I get that there are all kinds of explanations rooted in psychology that explain why players continue to say "just one more round" time and time again after having experiences 2-4. And while that's good for a game's popularity and earnings, it boils down to establishing a relationship between the game and the player like a rat on a wheel. Keep running and eventually some cheese will drop. Meanwhile, to keep the player motivated between wins, here are some mini-missions, new weapons, and little accomplishments to pick up along the way. All of this is introduced through some cinematics to hype new guns, skins, map areas, and the like. 

This is how narrative is abused in battle royale games. Everyone knows that narrative is there to create an emotional conduit between the game-player and the gameplay. In battle royale that emotional conduit is narrowed to "excitement to collect new stuff." No further emotional connection is sought, let alone pursued. 

And while that's a successful model now, battle royale games should be looking to the future now. Because nothing stays popular forever just by putting fresh paint on well-worn concepts (looking at you, MMORPGs of the early 2000s). 

So the problems I see with the current state of battle royale are:

1. The story of the player experience is wearisome and frequently discouraging.
2. There's nothing to make players feel invested in the game world. 

And just for good measure...
3. Cheating is all over the place.

And this got me thinking about how narrative could solve a LOT of problems in the battle royale genre. Here's my pitch. 

Turn the wheel into a maze. Instead of telling everyone to get closer, tell them to escape. 
Now the dynamic changes from "be the last one standing" to "don't be the last one left inside." 

I think this creates a ton of dynamics to heighten the player experience. 
1. Player choice now has a lot more influence on player outcomes than random circle changes.
2. The story is more complex. The player isn't killing to kill. They're killing to achieve an ultimate objective.
3. By making the win condition slightly more complex than "kill all the things," you put a huge dent in cheating. 
4. The idea of escape is a fountain of story narratives that can take you beyond "stop the apocalypse," "stop the communist terrorists," or "win World War II." 

I've seen some games already play with this idea. Closest to it is Hood: Thieves and Legends. The idea is that a team of four players select their class and then try to steal a treasure from a castle guarded by NPCs. Meanwhile, an opposing team is trying to do the same thing. You go in, grab the loot, and then hold an escape area until you get out. All the while you can be pursued by NPCs and the other team. The mechanics and class-leveling (or lack thereof) keep it from working, but the idea is there.
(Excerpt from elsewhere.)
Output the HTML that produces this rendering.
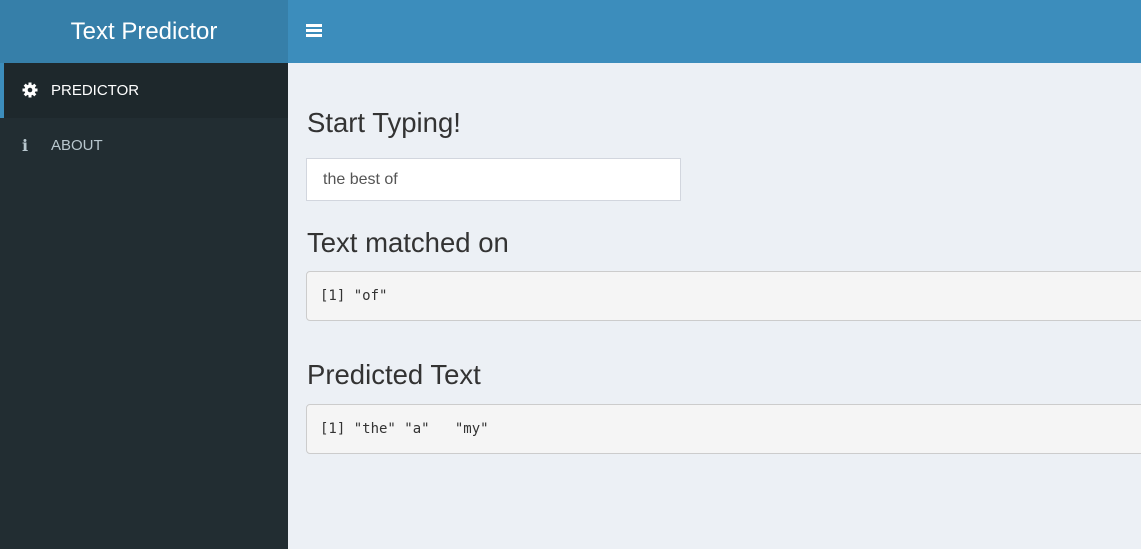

Fall Guys has done an outstanding job of putting the idea to work. Sure, there's randomness to a lot of the play spaces, but it doesn't rob me of feeling like I own my decisions. 

I think that forcing people to find a way out is an exciting dynamic. Instead of a military backdrop, you can have scientists in a facility, or astronauts on a space station, or (my personal favorite) elite criminals pulling off a heist. Get in, get a required item for escape (key, money, air supply), and get out.

I'd offer that this narrative framework also might put a dent in cheating. Your standard lock-ons, aim-bots, and wall hacks would probably be great at helping you kill other players, but what's the relative value of that when reducing the in-game player count only brings you closer to being the last one left inside? 

Best of all, you have a natural out for map overhauls. Instead of nuking the world, you have already opened an escape hatch to somewhere new. Do the scientists get out of the underground facility, only to find themselves on a sprawling sealed-in military compound? Do the thieves find a new city? Do the astronauts fly to a new space station? These all feel like natural lead-ins that enable you to shift environments, change out weapons, and permit new skins without turning your thinly-veiled Crimean conflict into a gang war between the Judge Dredd and a guy in a clown suit.

Let's face it, the success of Westworld is based on the two questions it constantly asks you - "how will they get out?" and "what will they do after they get out?" If it works for HBO, it could absolutely work in a game.